2006-08-29 Thread Geir Magnusson Jr.
Also, remember that people have to review the patch and decide that it's 
reasonable, not just blindly add them.


That said, I'll start looking as well.

geir


Mark Hindess wrote:

On 28 August 2006 at 16:14, "Denis Kishenko" <[EMAIL PROTECTED]> wrote:

2006/8/25, Mark Hindess <[EMAIL PROTECTED]>:

Thanks for helping by looking at these.  If you spot others and send
messages and/or add comments in JIRA I'll take a look at them.

Mark

There are a lot of unassigned issues with patches in JIRA. For example
most of issues listed bellow were created more then two weeks ago.
http://issues.apache.org/jira/browse/HARMONY-1070
http://issues.apache.org/jira/browse/HARMONY-1118
http://issues.apache.org/jira/browse/HARMONY-1190
http://issues.apache.org/jira/browse/HARMONY-1131
http://issues.apache.org/jira/browse/HARMONY-1231
http://issues.apache.org/jira/browse/HARMONY-1168
http://issues.apache.org/jira/browse/HARMONY-1153
http://issues.apache.org/jira/browse/HARMONY-1107
http://issues.apache.org/jira/browse/HARMONY-
http://issues.apache.org/jira/browse/HARMONY-1175
http://issues.apache.org/jira/browse/HARMONY-1244


Some of these are fixes without regression test patches.  That might be 
one reason why they are overlooked.  Also it helps to indicate if the 
bug is a blocker for running applications.

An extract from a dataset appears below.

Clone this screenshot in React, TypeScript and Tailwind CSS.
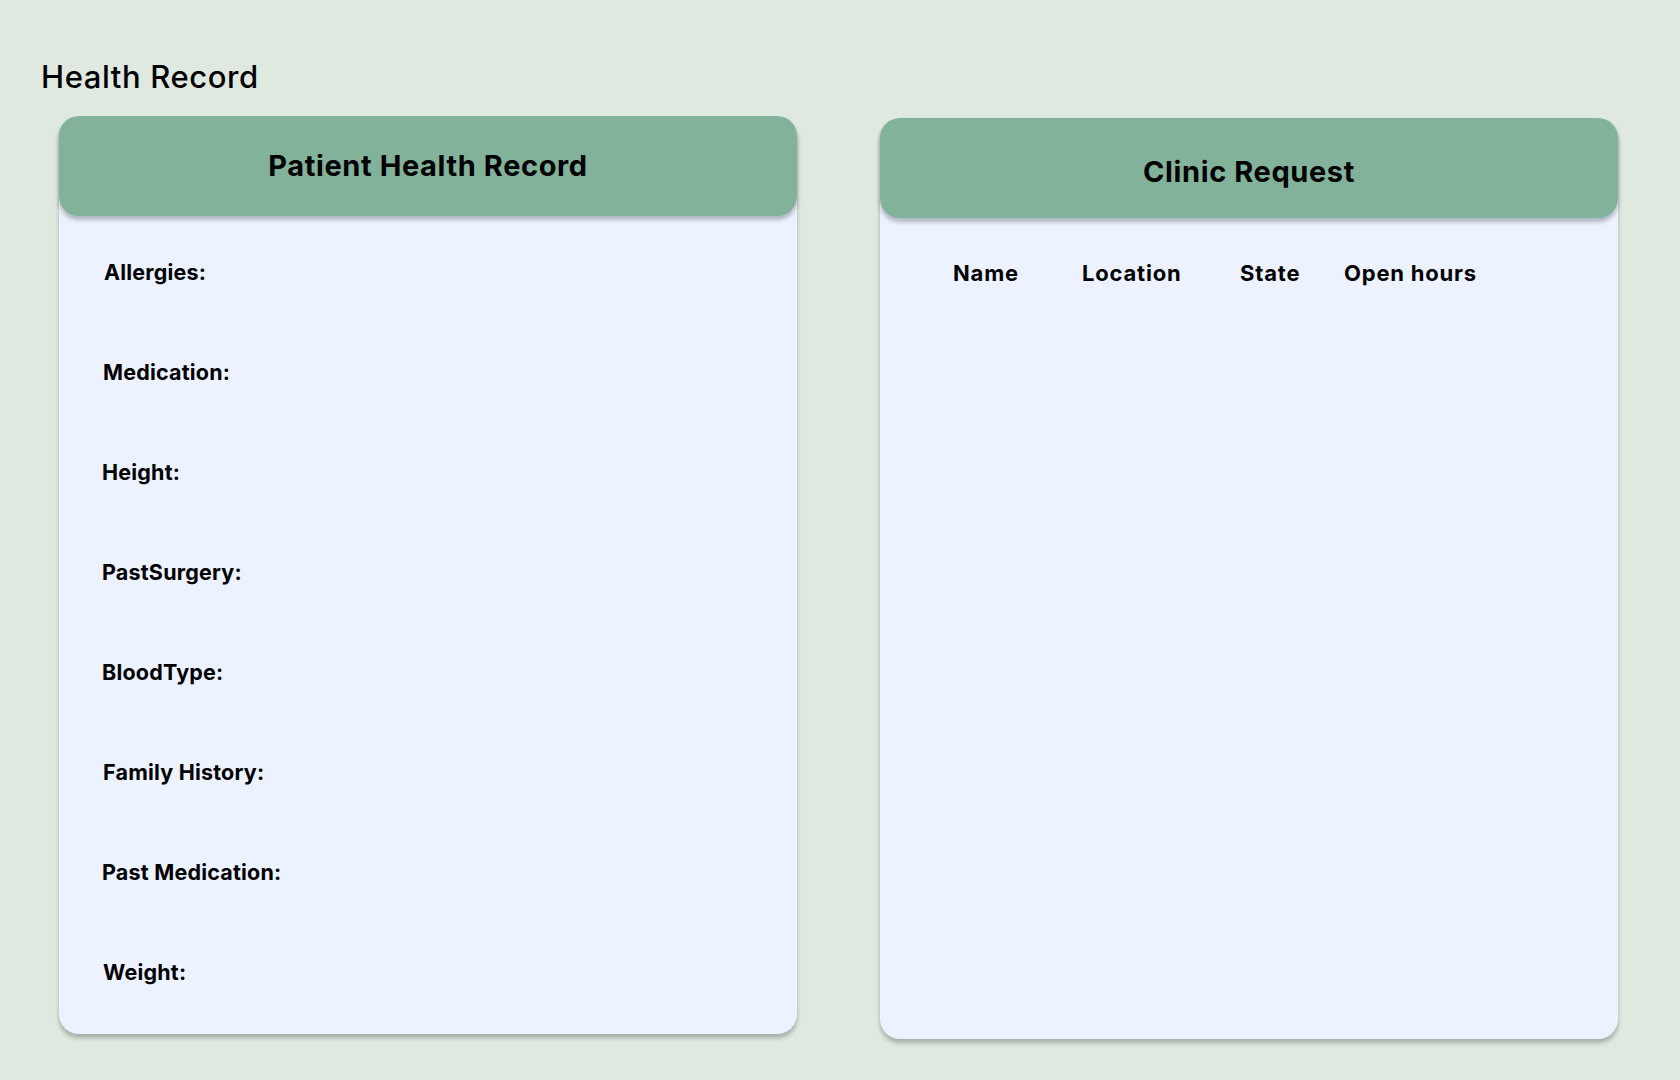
import React from 'react';

const FIELDS = [
  { label: 'Allergies:', offset: 'ml-[2px]' },
  { label: 'Medication:', offset: 'ml-[1px]' },
  { label: 'Height:', offset: 'ml-0' },
  { label: 'PastSurgery:', offset: 'ml-0' },
  { label: 'BloodType:', offset: 'ml-0' },
  { label: 'Family History:', offset: 'ml-[1px]' },
  { label: 'Past Medication:', offset: 'ml-0' },
  { label: 'Weight:', offset: 'ml-[1px]' },
];

const COLUMNS = [
  { label: 'Name', width: 'w-[129px]' },
  { label: 'Location', width: 'w-[158px]' },
  { label: 'State', width: 'w-[104px]' },
  { label: 'Open hours', width: 'w-auto' },
];

function CardHeader({ title, extra = '' }: { title: string; extra?: string }) {
  return (
    <div
      className={`relative z-10 h-[100px] rounded-[20px] bg-[#82b29a] flex items-center justify-center shadow-[0_4px_4px_rgba(0,0,0,0.25)] ${extra}`}
    >
      <h2 className="text-[29px] leading-[36px] tracking-[0.6px] font-bold text-black">{title}</h2>
    </div>
  );
}

export default function App() {
  return (
    <div
      className="min-h-screen w-full bg-[#dfe9e0] text-black"
      style={{ fontFamily: 'Inter, "Noto Sans", sans-serif' }}
    >
      <div className="pt-[59px] pl-[41px]">
        <h1 className="text-[31px] leading-9 tracking-[0.6px] font-medium">Health Record</h1>
      </div>

      <div className="flex items-start gap-[83px] pl-[59px] mt-[21px]">
        {/* Patient Health Record */}
        <section className="w-[738px] h-[918px] rounded-[20px] bg-[#ecf2ff] shadow-[0_4px_4px_rgba(0,0,0,0.25)]">
          <CardHeader title="Patient Health Record" />
          <div className="flex flex-col gap-[72px] pt-[42px] pl-[43px]">
            {FIELDS.map((f) => (
              <div
                key={f.label}
                className={`h-[28px] text-[21.5px] leading-[28px] tracking-[0.2px] font-bold ${f.offset}`}
              >
                {f.label}
              </div>
            ))}
          </div>
        </section>

        {/* Clinic Request */}
        <section className="mt-[2px] w-[738px] h-[921px] rounded-[20px] bg-[#ecf2ff] shadow-[0_4px_4px_rgba(0,0,0,0.25)]">
          <CardHeader title="Clinic Request" extra="pt-[7px]" />
          <div className="flex pt-[41px] pl-[73px]">
            {COLUMNS.map((c) => (
              <div
                key={c.label}
                className={`${c.width} h-[28px] text-[22px] leading-[28px] tracking-[0.8px] font-bold`}
              >
                {c.label}
              </div>
            ))}
          </div>
        </section>
      </div>
    </div>
  );
}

Also there are several assigned but not resolved issues which have patches to
o.
http://issues.apache.org/jira/browse/HARMONY-1031
http://issues.apache.org/jira/browse/HARMONY-1139
http://issues.apache.org/jira/browse/HARMONY-1148
http://issues.apache.org/jira/browse/HARMONY-1081
http://issues.apache.org/jira/browse/HARMONY-1184
http://issues.apache.org/jira/browse/HARMONY-1169


I'll let the respective assignees comment on these.


Could you please look at these issues?


I'll try to look at those which have regression tests (at least).

-Mark.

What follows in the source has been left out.